Somalia, on the other hand, remains mired in a deepening crisis, marked by a resurgent jihadist insurgency led by al-Shabaab. Without a fundamental shift in strategy and if the serious challenges facing the AU mission are not addressed, plausible near-term outcomes include the collapse of the federal government or an al-Shabaab seizure of the capital, with severe implications for regional stability. As the group launched a major offensive across central Somalia in early 2025 – intensifying from April onward – the group has since captured a series of strategic towns from Somali forces. By July, the militants had advanced to within roughly 50 kilometres of the capital, effectively encircling much of it, establishing checkpoints on approaches, and prompting many foreign embassies to evacuate non-essential staff to Kenya. The advance then inexplicably stalled, allowing the federal government to declare a tentative ‘victory.’ The group has since focused on building forces around Mogadishu while escalating attacks within the city. In October 2025, an al-Shabaab suicide squad stormed a high-security facility run by the National Intelligence and Security Agency (NISA), destroying critical intelligence assets and freeing dozens of prisoners – just meters from the presidential palace at Villa Somalia.
Beyond the foregoing, it would be of major interest for the PSC to consider in its discussion the need to fully reinstitutionalise the Continental Early Warning System (CEWS) to effectively anticipate and address conflicts, as highlighted in its 1251st meeting held in December 2024. Measures also need to be stepped up to address structural drivers which fuel the geographic expansion of terrorism and violent extremist actors across Africa, including: weak governance and state fragility, pervasive poverty and youth marginalisation, socioeconomic inequalities, intercommunal tensions, and the proliferation of illicit economies linked to transnational organised crime. The effects of climate change cannot go unmentioned, as it exacerbates these underlying pressures by accelerating desertification, disrupting rainfall patterns, depleting scarce resources, and triggering widespread displacement. These environmental stresses erode livelihoods and heighten competition over dwindling land, water, and pasture, creating vulnerabilities that extremist groups skillfully exploit – positioning themselves as alternative providers of resource access, mediators in local disputes, or protectors of marginalised communities.

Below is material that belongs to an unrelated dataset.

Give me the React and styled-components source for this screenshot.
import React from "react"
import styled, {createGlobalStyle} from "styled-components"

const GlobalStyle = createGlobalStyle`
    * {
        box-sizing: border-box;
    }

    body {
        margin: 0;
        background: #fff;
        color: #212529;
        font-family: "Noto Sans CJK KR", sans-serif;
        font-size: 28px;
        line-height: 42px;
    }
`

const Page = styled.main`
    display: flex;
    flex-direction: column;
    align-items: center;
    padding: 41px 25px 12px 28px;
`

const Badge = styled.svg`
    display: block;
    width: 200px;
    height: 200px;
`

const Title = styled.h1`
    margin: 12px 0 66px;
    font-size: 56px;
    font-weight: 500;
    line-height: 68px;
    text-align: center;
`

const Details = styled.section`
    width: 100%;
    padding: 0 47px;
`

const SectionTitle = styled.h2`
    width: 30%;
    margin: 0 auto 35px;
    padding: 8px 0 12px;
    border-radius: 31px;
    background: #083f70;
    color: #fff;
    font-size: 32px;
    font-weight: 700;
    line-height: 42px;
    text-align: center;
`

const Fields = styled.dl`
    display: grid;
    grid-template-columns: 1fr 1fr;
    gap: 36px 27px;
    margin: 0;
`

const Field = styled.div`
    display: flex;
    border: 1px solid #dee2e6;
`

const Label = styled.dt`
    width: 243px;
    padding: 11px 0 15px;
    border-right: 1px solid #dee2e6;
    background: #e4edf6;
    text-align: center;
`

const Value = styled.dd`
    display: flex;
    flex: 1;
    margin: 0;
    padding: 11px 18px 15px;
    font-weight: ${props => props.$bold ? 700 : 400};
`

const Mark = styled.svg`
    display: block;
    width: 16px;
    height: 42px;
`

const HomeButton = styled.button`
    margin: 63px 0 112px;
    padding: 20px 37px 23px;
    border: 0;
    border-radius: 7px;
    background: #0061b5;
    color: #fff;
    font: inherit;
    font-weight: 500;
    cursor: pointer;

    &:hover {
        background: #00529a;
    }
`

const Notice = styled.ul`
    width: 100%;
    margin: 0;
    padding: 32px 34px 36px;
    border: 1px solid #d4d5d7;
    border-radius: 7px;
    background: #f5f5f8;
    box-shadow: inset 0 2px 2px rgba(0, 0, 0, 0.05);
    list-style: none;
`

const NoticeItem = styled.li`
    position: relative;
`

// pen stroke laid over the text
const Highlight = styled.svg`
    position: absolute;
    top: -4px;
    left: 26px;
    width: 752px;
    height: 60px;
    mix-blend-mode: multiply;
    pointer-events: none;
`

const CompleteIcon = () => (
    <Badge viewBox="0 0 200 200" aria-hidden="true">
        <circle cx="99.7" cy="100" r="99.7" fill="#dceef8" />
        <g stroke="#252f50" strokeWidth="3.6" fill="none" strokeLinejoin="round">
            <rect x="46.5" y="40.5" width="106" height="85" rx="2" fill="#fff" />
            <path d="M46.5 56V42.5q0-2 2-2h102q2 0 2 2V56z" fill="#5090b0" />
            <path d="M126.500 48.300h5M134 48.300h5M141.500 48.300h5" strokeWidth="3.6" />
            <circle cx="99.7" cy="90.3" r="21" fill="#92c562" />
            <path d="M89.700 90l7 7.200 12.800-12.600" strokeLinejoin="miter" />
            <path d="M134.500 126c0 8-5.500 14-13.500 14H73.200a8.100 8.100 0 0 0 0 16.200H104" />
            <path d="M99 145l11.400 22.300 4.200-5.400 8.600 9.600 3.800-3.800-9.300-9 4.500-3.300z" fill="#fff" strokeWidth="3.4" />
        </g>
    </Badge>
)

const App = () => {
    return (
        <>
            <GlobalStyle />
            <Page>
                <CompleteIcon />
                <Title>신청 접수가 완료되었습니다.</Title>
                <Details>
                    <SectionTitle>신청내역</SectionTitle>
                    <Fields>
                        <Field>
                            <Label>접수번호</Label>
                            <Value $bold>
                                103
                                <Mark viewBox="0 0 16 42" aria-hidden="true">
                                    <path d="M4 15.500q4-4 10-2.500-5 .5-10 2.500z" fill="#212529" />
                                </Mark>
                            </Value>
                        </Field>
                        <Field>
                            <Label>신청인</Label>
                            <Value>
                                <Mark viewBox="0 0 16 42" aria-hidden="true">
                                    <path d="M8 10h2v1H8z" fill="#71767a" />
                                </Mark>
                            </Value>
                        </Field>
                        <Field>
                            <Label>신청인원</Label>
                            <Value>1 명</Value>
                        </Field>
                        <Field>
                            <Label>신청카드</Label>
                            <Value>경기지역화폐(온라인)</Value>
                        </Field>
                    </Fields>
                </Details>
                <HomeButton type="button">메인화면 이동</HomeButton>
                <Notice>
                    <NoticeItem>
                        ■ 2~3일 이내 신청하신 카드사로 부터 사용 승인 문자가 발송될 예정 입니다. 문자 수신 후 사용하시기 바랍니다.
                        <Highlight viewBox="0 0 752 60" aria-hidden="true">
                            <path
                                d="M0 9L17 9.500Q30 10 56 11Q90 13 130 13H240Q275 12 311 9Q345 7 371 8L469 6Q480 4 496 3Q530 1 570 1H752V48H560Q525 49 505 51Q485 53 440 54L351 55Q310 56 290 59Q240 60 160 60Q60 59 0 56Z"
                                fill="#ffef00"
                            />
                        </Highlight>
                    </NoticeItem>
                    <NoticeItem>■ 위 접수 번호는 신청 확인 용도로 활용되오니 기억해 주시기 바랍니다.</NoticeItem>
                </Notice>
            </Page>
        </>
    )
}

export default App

More so, illicit economies serve as vital revenue sources for extremist groups across Africa, embedding them deeply within complex transnational supply chains. Activities such as artisanal gold mining, fuel trafficking, narcotics transhipment, illegal logging, wildlife poaching, human smuggling, and maritime piracy not only generate substantial funds but also enable these actors to exert influence over local communities and cross-border networks. Kidnapping for ransom also remains a particularly pernicious financing mechanism, undermining continental counter-terrorism efforts.
In addition, Amani Africa’s Special Research Report, ‘Towards a New Agenda for Peace and Security in Africa: New Security Threats and the Future of the Peace and Security Council’ highlighted that one of the new security threats in Africa arises from the expansion of the use of emerging technologies. Technological advancements have revolutionised the operational landscape for extremist groups, enabling the use of drones for surveillance, targeted strikes, and intimidation; encrypted platforms for decentralised coordination and agile tactics, including mobilisation of resources; and sophisticated online ecosystems – including AI-generated propaganda – to manipulate narratives, undermine state legitimacy, sow communal divisions, and recruit transnationally. Crypto-based transactions and mobile money systems further evade oversight, with digital laundering techniques complicating tracing and accountability efforts.

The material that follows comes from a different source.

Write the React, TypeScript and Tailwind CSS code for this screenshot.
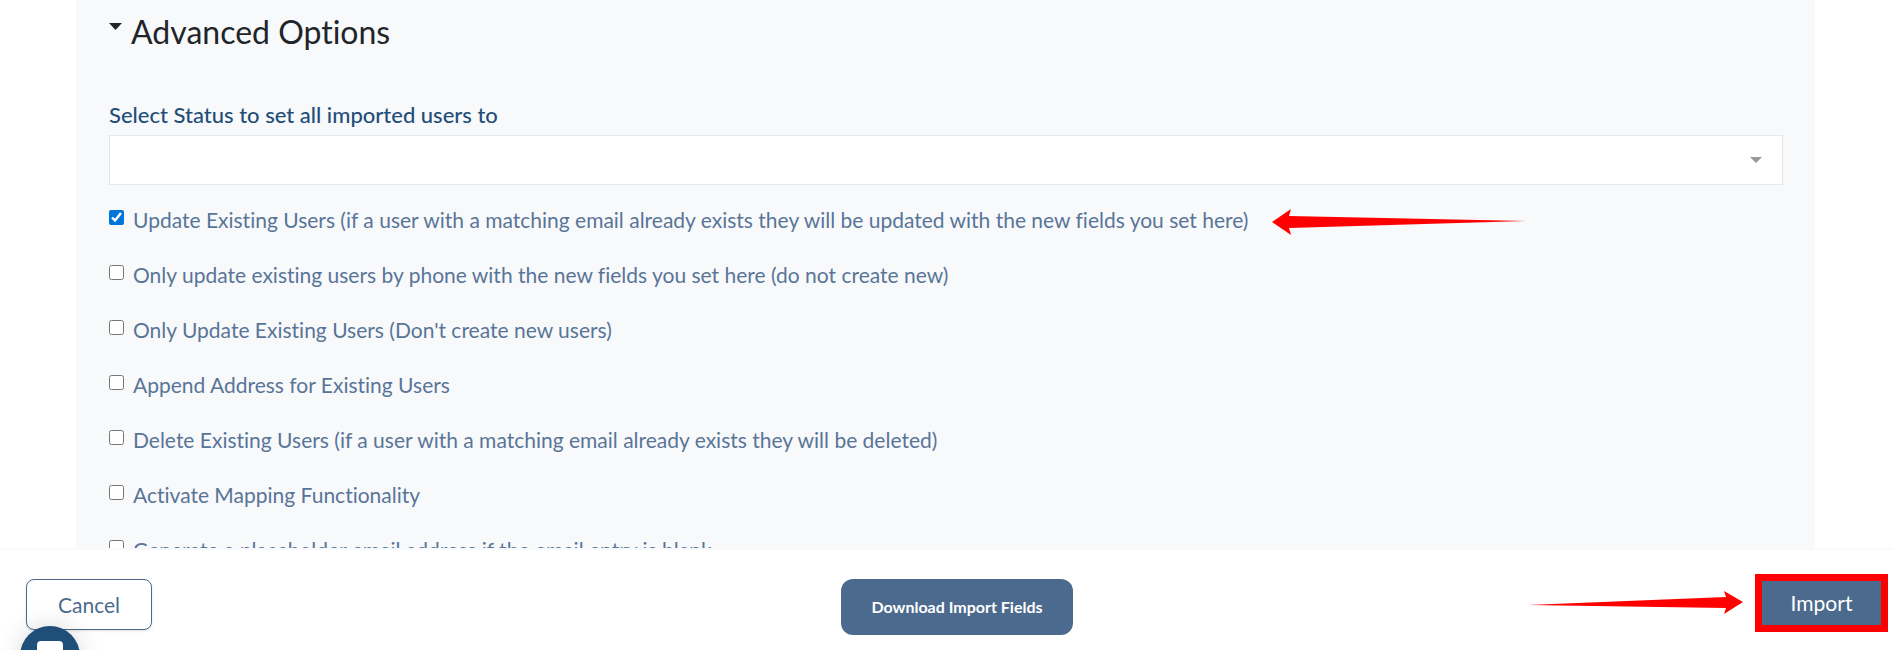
import { useState } from "react";

const OPTIONS = [
  "Update Existing Users (if a user with a matching email already exists they will be updated with the new fields you set here)",
  "Only update existing users by phone with the new fields you set here (do not create new)",
  "Only Update Existing Users (Don't create new users)",
  "Append Address for Existing Users",
  "Delete Existing Users (if a user with a matching email already exists they will be deleted)",
  "Activate Mapping Functionality",
  "Generate a placeholder email address if the email entry is blank",
];

function Caret({ className }: { className: string }) {
  return (
    <svg viewBox="0 0 12 6" preserveAspectRatio="none" className={className} fill="currentColor" aria-hidden="true">
      <path d="M0 0H12L6 6Z" />
    </svg>
  );
}

function LeftArrow() {
  return (
    <svg width="254" height="26" viewBox="0 0 254 26" className="mt-[5px] shrink-0" fill="#ff0000" aria-hidden="true">
      <path d="M0 13L19 0L17 7L254 12L17 19L19 26Z" />
    </svg>
  );
}

function RightArrow() {
  return (
    <svg width="215" height="24" viewBox="0 0 215 24" className="shrink-0" fill="#ff0000" aria-hidden="true">
      <path d="M0 14L198 6L196 0L215 11L196 23L198 17Z" />
    </svg>
  );
}

export default function App() {
  const [checked, setChecked] = useState<boolean[]>(OPTIONS.map((_, i) => i === 0));
  const toggle = (index: number) =>
    setChecked((prev) => prev.map((value, i) => (i === index ? !value : value)));

  return (
    <div className="flex h-screen flex-col overflow-hidden bg-white font-['Lato',sans-serif] text-[21px] text-[#4c6a8d] [font-variant-ligatures:none]">
      <main className="mr-[78px] ml-[76px] min-h-0 flex-1 overflow-hidden bg-[#f8f9fb] pt-3 pr-8 pl-[33px]">
        <button type="button" aria-expanded="true" className="flex items-start text-[#212529]">
          <Caret className="mt-[11px] mr-[9px] h-[7px] w-[13px]" />
          <h2 className="text-[32px] leading-10">Advanced Options</h2>
        </button>

        <label htmlFor="status" className="mt-12 block text-[22px] leading-[30px] font-medium text-[#1f4e79]">
          Select Status to set all imported users to
        </label>
        <div className="relative mt-[5px]">
          <select
            id="status"
            className="block h-[50px] w-full appearance-none border border-[#e5e7ea] bg-white px-4"
          >
            <option value=""></option>
          </select>
          <Caret className="pointer-events-none absolute top-[22px] right-[21px] h-[6px] w-3 text-[#999999]" />
        </div>

        <ul className="mt-[19px]">
          {OPTIONS.map((text, i) => (
            <li key={text} className="mb-[23px] flex h-8 items-start">
              <input
                id={`option-${i}`}
                type="checkbox"
                checked={checked[i]}
                onChange={() => toggle(i)}
                className="mt-[6px] mr-[9px] size-[15px] shrink-0 accent-[#0075d9]"
              />
              <label htmlFor={`option-${i}`} className="mr-6 leading-8 whitespace-nowrap text-[#587598]">
                {text}
              </label>
              {i === 0 && <LeftArrow />}
            </li>
          ))}
        </ul>
      </main>

      <footer className="grid h-[102px] shrink-0 grid-cols-[1fr_auto_1fr] items-start border-t-2 border-[#f8f9fb] bg-white pt-6 pr-[5px] pl-[26px]">
        <button
          type="button"
          className="mt-[5px] h-[51px] w-[126px] rounded-lg border border-[#4c6a8d] bg-white shadow-sm"
        >
          Cancel
        </button>
        <button
          type="button"
          className="mt-[5px] h-14 w-[232px] rounded-xl bg-[#4c6a8d] text-base font-bold text-white"
        >
          Download Import Fields
        </button>
        <div className="flex items-center justify-end gap-3">
          <RightArrow />
          <button
            type="button"
            className="h-[58px] w-[133px] border-[7px] border-[#ff0000] bg-[#4c6a8d] text-white"
          >
            Import
          </button>
        </div>
      </footer>

      <button
        type="button"
        aria-label="Open chat"
        className="fixed -bottom-9 left-5 flex size-[60px] justify-center rounded-full bg-[#1f4e79] pt-[15px] shadow-[0_0_24px_rgba(0,0,0,0.15)]"
      >
        <svg width="26" height="28" viewBox="0 0 26 28" fill="#ffffff" aria-hidden="true">
          <path d="M4 0H22Q26 0 26 4V28L20 23H4Q0 23 0 19V4Q0 0 4 0Z" />
        </svg>
      </button>
    </div>
  );
}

The expected outcome of the session is a communiqué. The PSC is expected to note the briefing and updates from AUCTC, AFRIPOL, and CISSA, and may underscore the need for continued cooperation and collaboration in enhancing early warning, intelligence sharing, and coordinated responses to terrorism and transnational organised crime. The PSC is also likely to condemn all acts of terrorism and violent extremism, as well as the exploitation of communities and the use of illicit economies by armed groups. It may stress the imperative to bridge the early warning-early action gap, critical for the PSC, AU institutions, and Member States to take timely, evidence-informed preventive actions early enough against threats like conflict, terrorism, and organised crime. Council is also expected to emphasise the need for enhanced collaboration, including information sharing, between and among Member States, as well as with international partners, including technology firms, to more effectively counter the exploitation of digital platforms by terrorist and violent extremist groups. Council may also reiterate its 1298th meeting statement on the need for AU’s risk capacity to anticipate risks through the CEWS, and to ensure that its analysis directly informs the PSC’s agenda-setting and deliberations. It may also reiterate the need for restoring the institutional base of CEWS and for making CEWS the anchor of the early warning and early action initiatives of the AU, working in coordination with the APRM, AUCTC, AFRIPOL, CISSA and the early warning systems of the Regional Economic Communities/Mechanisms.